20 Responses to "Email encryption in Outlook - how to encrypt some or all messages with digital ID"

  1. Robert Bosch says:

    These instructions seem backwards. I thought my public key makes it possible for others to send me encrypted messages. Not to open messages from me. It makes no sense for a public key to be able to open an encrypted file. Conversely, I should need to have the public key of each correspondent to whom I want to send encrypted email.

    Do I have it backwards, or is the Outlook system vulnerable to interception by anyone with my public key?

    • Hello Robert,

      You are absolutely right. You share your public key with others so that they can send you encrypted messages (your private key enables you to read them).

      > Conversely, I should need to have the public key of each correspondent to whom I want to send encrypted email.
      Absolutely so. I couldn't have put it better.

      I've revised the article and made a few corrections to convey exactly this meaning. Thank you very much for your feedback!

  2. T800 says:

    FYI, message encryption is broken in Windows 8, you can send but you can't read received encrypted messages. Message signing works though.

  3. Per Frejvall says:

    Hi all!

    I have two Exchange accounts aimed at two different servers in my profile. In Outlook 2011 for Mac this works as advertised, but in Outlook 2010 for Windows Outlook is never able to distinguish between the two certificates and e-mail addresses. It will always use the last added certificate, regardless of auto select, default select or manual select.

    I have two different named security settings in trust center, each with the correct certificate for the e-mail address.
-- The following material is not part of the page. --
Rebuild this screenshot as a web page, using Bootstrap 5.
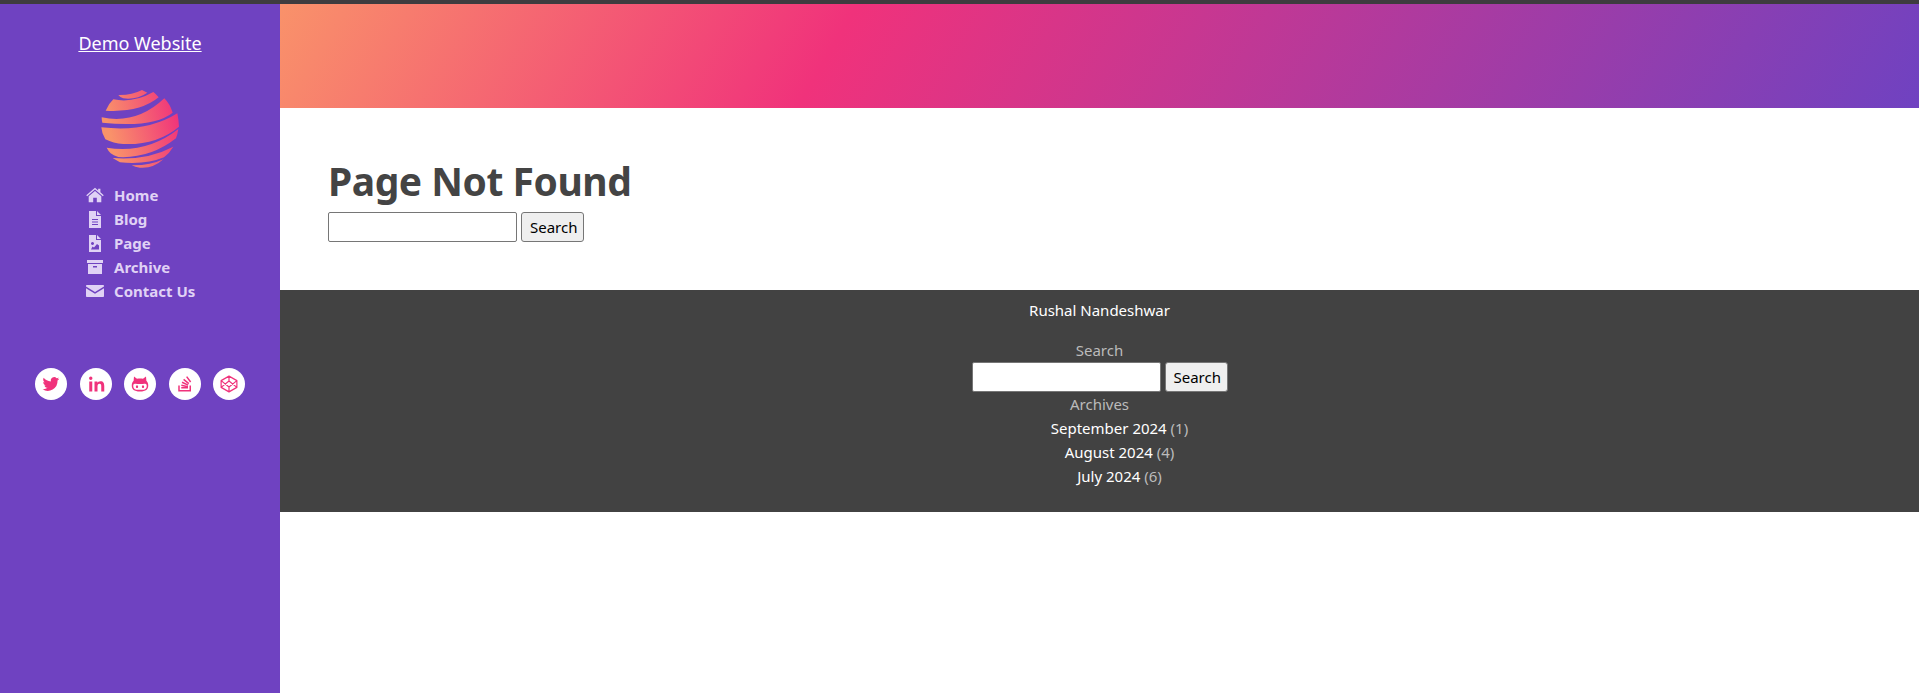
<!DOCTYPE html>
<html lang="en"><head><meta charset="utf-8"><title>Page Not Found</title>
<link href="https://cdn.jsdelivr.net/npm/bootstrap@5.3.0/dist/css/bootstrap.min.css" rel="stylesheet">
<style>
html,body{height:100%}
body{font-family:"Noto Sans","Open Sans",sans-serif;font-size:15px;line-height:24px;color:#444;border-top:4px solid #3e3c3f;background:#fff;min-height:693px}
.side{width:280px;background:#6f42c1;height:689px}
.brand{font-size:18px;line-height:24px;color:#fff;text-decoration:underline;margin-top:27px}
.globe{width:100px;height:95px;margin-top:25px;display:block}
.menu-list{margin-top:8px;width:280px;padding-left:86px}
.menu-list a{display:flex;align-items:center;height:24px;color:#e0d2f5;font-weight:700;font-size:15px;text-decoration:none}
.menu-list svg{width:18px;height:18px;margin-right:10px;fill:#e0d2f5}
.soc{margin-top:65px;gap:12.5px}
.soc a{width:32px;height:32px;background:#fff;border-radius:50%}
.soc svg{width:18px;height:18px}
.hero{height:104px;background:linear-gradient(120deg,#f9926a 0%,#f0327b 34%,#6f42c1 100%)}
.main-area{padding:49px 48px 0;height:182px}
.main-area h1{font-size:39px;letter-spacing:-.47px;line-height:48px;font-weight:700;color:#444;margin:0 0 7px}
.fld{width:189px;height:30px;border:1px solid #767676;border-radius:2px;background:#fff;padding:1px 2px}
.srch{height:30px;border:1px solid #767676;border-radius:3px;background:#efefef;color:#000;font-size:15px;line-height:20px;padding:0 8px;width:63px;margin-left:4px}
.foot{height:222px;background:#424242;color:#fff;text-align:center;padding-top:8px}
.foot .who{height:24px}
.foot .lbl{color:#bbb;height:24px}
.foot .who+.lbl{margin-top:16px}
.foot a{color:#fff;text-decoration:none}
.foot .cnt{color:#bbb}
.foot form{height:30px;margin-bottom:0}
.arc-list{list-style:none;margin:0;padding:0 0 0 40px}
.arc-list li{height:24px}
</style></head>
<body>
<div class="d-flex">
<aside class="side d-flex flex-column align-items-center flex-shrink-0">
<a class="brand" href="#">Demo Website</a>
<svg class="globe" viewBox="0 0 300 285"><defs><linearGradient id="g" gradientUnits="userSpaceOnUse" x1="60" x2="268" y1="160" y2="110"><stop offset="0" stop-color="#f9926a"/><stop offset="1" stop-color="#f0327b"/></linearGradient></defs>
<g fill="url(#g)">
<path d="M85 45Q125 46 156 30L172 38Q140 60 100 55Q90 52 85 45Z"/>
<path d="M47 92Q55 72 70 58Q130 70 190 36Q198 42 206 52Q150 98 47 92Z"/>
<path d="M35 112Q140 134 223 55Q240 72 248 98Q190 144 37 128Q35 120 35 112Z"/>
<path d="M34 142Q170 158 262 100Q266 120 267 140Q200 196 100 192Q70 190 46 178Q35 160 34 142Z"/>
<path d="M50 203Q170 222 265 147Q263 162 258 175Q180 236 85 231Q70 226 62 220Q55 213 50 203Z"/>
<path d="M68 234Q170 242 250 200Q238 220 222 232Q170 254 90 247Q78 240 68 234Z"/>
<path d="M125 256Q180 257 220 238Q190 266 150 263Q135 261 125 256Z"/>
</g></svg>
<nav class="menu-list">
<a href="#"><svg viewBox="0 0 20 18"><path d="M10 1 .3 9.3l1 1.1L10 3l8.700 7.400 1-1.100L16 6V2h-2.500v1.900ZM10 4.500 3 10.500V17h5v-5h4v5h5v-6.500Z"/></svg>Home</a>
<a href="#"><svg viewBox="0 0 18 18"><path fill-rule="evenodd" d="M3 1h7v5h5v12H3ZM11 1l4 4h-4ZM6 9v1h6V9Zm0 2.500v1h6v-1Zm0 2.500v1h6v-1Z"/></svg>Blog</a>
<a href="#"><svg viewBox="0 0 18 18"><path fill-rule="evenodd" d="M3 1h7v5h5v12H3ZM11 1l4 4h-4ZM6.500 8a1.500 1.500 0 1 0 .01 0ZM5 15.500h8v-4l-2-1.500L8 13.500 6.500 12.500Z"/></svg>Page</a>
<a href="#"><svg viewBox="0 0 18 18"><path fill-rule="evenodd" d="M1 2h16v3H1ZM2 6h14v10H2ZM7 8v1.500h4V8Z"/></svg>Archive</a>
<a href="#"><svg viewBox="0 0 18 18"><path d="M1 3h16c.5 0 1 .4 1 1v.6L9 10 0 4.600V4c0-.6.500-1 1-1ZM0 6.300 9 11.800l9-5.500V14c0 .6-.5 1-1 1H1c-.5 0-1-.4-1-1Z"/></svg>Contact Us</a>
</nav>
<div class="soc d-flex">
<a class="d-flex align-items-center justify-content-center" href="#" aria-label="Twitter"><svg viewBox="0 0 24 24" fill="#f0327b"><path d="M23 5c-.8.4-1.700.6-2.600.7.900-.6 1.600-1.400 2-2.500-.9.500-1.900.9-2.900 1.100A4.600 4.600 0 0 0 11.700 8.500C7.900 8.300 4.500 6.500 2.200 3.700c-1.200 2.100-.6 4.800 1.400 6.100-.7 0-1.400-.2-2-.6 0 2.200 1.500 4.100 3.700 4.600-.7.200-1.400.2-2.100.1.600 1.900 2.300 3.200 4.300 3.200A9.300 9.300 0 0 1 .7 19a13 13 0 0 0 20-11.600c.9-.7 1.700-1.500 2.300-2.400Z"/></svg></a>
<a class="d-flex align-items-center justify-content-center" href="#" aria-label="LinkedIn"><svg viewBox="0 0 24 24" fill="#f0327b"><path d="M3 8.500h4V22H3ZM5 2a2.300 2.300 0 1 1 0 4.600A2.300 2.300 0 0 1 5 2ZM10 8.500h3.800v1.900c.6-1.100 2-2.200 4.100-2.200 4.200 0 5.100 2.800 5.100 6.400V22h-4v-6.600c0-1.600 0-3.600-2.200-3.600s-2.800 1.700-2.800 3.500V22h-4Z"/></svg></a>
<a class="d-flex align-items-center justify-content-center" href="#" aria-label="GitHub"><svg viewBox="0 0 24 24" fill="#f0327b"><path fill-rule="evenodd" d="M4 2l4 3c2.600-.6 5.400-.6 8 0l4-3 .5 5.500C22 9 23 11 23 14c0 5-3 8-11 8S1 19 1 14c0-3 1-5 2.500-6.500ZM5 11.500c-1.200 0-2 1-2 3S4 19 7 19.500h10c3-.5 4-3 4-5s-1-3-2-3c-2 0-4 .5-7 .5s-5-.5-7-.5ZM8 13.500a1.500 2 0 1 0 .01 0ZM16 13.500a1.500 2 0 1 0 .01 0Z"/></svg></a>
<a class="d-flex align-items-center justify-content-center" href="#" aria-label="Stack Overflow"><svg viewBox="0 0 24 24" fill="#f0327b"><path d="M3 14h2v6h13v-6h2v8H3ZM7 16h9v2H7ZM7.300 12.800l8.800 1.900-.4 1.900-8.800-1.900ZM8.500 8.800l8.100 3.800-.8 1.800-8.200-3.800ZM10.800 5l6.900 5.800-1.300 1.500-6.900-5.800ZM15 1.500l5.300 7.200-1.600 1.200-5.300-7.200Z"/></svg></a>
<a class="d-flex align-items-center justify-content-center" href="#" aria-label="CodePen"><svg viewBox="0 0 24 24" fill="none" stroke="#f0327b" stroke-width="1.600" stroke-linejoin="round"><path d="M12 1.500 22.500 7.500v9L12 22.500 1.500 16.500v-9ZM12 22.500v-6.500M22.500 7.500 12 16 1.500 7.500M1.500 16.500 12 8l10.500 8.500M12 1.500V8"/></svg></a>
</div>
</aside>
<div class="flex-grow-1">
<div class="hero"></div>
<main class="main-area">
<h1>Page Not Found</h1>
<form class="d-flex align-items-center"><input class="fld" type="text" aria-label="Search"><button class="srch" type="button">Search</button></form>
</main>
<footer class="foot">
<div class="who">Rushal Nandeshwar</div>
<div class="lbl">Search</div>
<form class="d-flex align-items-center justify-content-center"><input class="fld" type="text" aria-label="Search"><button class="srch" type="button">Search</button></form>
<div class="lbl">Archives</div>
<ul class="arc-list">
<li><a href="#">September 2024</a> <span class="cnt">(1)</span></li>
<li><a href="#">August 2024</a> <span class="cnt">(4)</span></li>
<li><a href="#">July 2024</a> <span class="cnt">(6)</span></li>
</ul>
</footer>
</div>
</div>
<script src="https://cdn.jsdelivr.net/npm/bootstrap@5.3.0/dist/js/bootstrap.bundle.min.js"></script>
</body></html>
I have seen people do this with Outlook 2013 but I have failed with 2010.

    Any ideas?

    All the best,

    Per

    • Hi Per!
      I am sorry, we have never encountered this problem before. You can probably contact Microsoft support service for assistance or search for a solution on stackoverflow.com or answers.microsoft.com. Really sorry for not being able to help you better.

  4. Per Frejvall says:

    I'd say it's a bug... Simply can't make it work. Will try on 2013 just to verify...

    Thanks,

    Per

  5. Maneesh Massey says:

    Hi Svetlana,

    I'm using Outlook 2013. I would like to know how to work with Outlook 2013 mail client and Gmail. I've set up the Outlook part by installing the Digital certificate from COMODO and then wrote myself an email on my gmail account. The first thing I did was to send an plain text mail attaching my public ID to my gmail account. Then I installed another digital certificate from COMODO for my gmail account and did the same to send my public key to my Outlook account. After this I sent an encrypted email from Outlook 2013 to my Gmail account. The email sure did come, but I cannot see anything written in the mail, except a small attachment called "smime.p7m" of 11 kb size. How do I decrypt the mail sent from my Outlook 2013 and read it in my Gmail account ??

    Thanks for helping.

  6. Maneesh Massey says:

    Hi,

    Please correct me if I'm wrong. In order to communicate between Outlook 2013 and Gmail, I thought I needed to exchange digital ID's. Hence, I went to the COMODO site and filled in the details for my Gmail account and got a success message for the certificate to have been installed. I then opened IE, tools -> options -> Content tab -> certificates. I could see the my Gmail email address listed there. Then I exported the certificate to the desktop and wrote myself an email from Gmail and attached this certificate along with my mail to my Outlook account. After that I right-clicked on my account name in contacts and added the Gmail account into Outlook. I looked in the People group and clicked on Certificates, then imported the Gmail certificate into Outlook and saved the closed the window. Then I wrote myself another email from Outlook to my Gmail account. I clicked on the Encrypt button to encrypt the message and clicked the sent button. But when I do that, I always get a message "Microsoft Outlook had problems encrypting the message ....... because recipients had missing or invalid certificates ... "

    What did I do wrong here ? I tried to follow your instructions exactly, but why does it give me this error ??

    ~Thanks

  7. Maneesh Massey says:

    Hi Svetlana Cheusheva,
    Okay. You have showed how to install the digital ID into Outlook. But you have not shown how to share the digital ID with another person through Outlook. How do we share our digital ID within Outlook with another person ?

  8. Maneesh Massey says:

    Okay, I have another question for you, Svetlana. Above in your article you have described how to exchange the digital ID's with each other by right-clicking on the person's name in Contacts and clicking Add to Contacts. This also adds the digital public key of the recipient with whom we want to send messages to. And if that contact already exists in Outlook contacts, then select "Update information in the Duplicate Contact Detected dialog". I'm using Outlook 2013 and I do not find the Duplicate Contact Detected dialog box anywhere. Where should I look to Update information for the contact that already exists ??
    Thanks.

  9. Suzy says:

    I can find the way to encript everything that you send out but is there a way to have outlook automatically encript all attachments but not every single email?
    thanks!

  10. Anil says:

    Hi Svetlana,
    I have an strange issue,I'm sending mails with signed messages (using comodo email certificate) (without any attachments) to one of the organisation , but the recipients are receiving my mail as an attachment which can not be opened. The recipients have saved my email address in their address book, still they are unable to view my email contents on the body of a email. Could you please help me here?

  11. Abhi Kumar says:

    I too have a lot problems which I would like to discuss with you.Great information about email encryption outlook...Thanks for sharing! A great help to the public.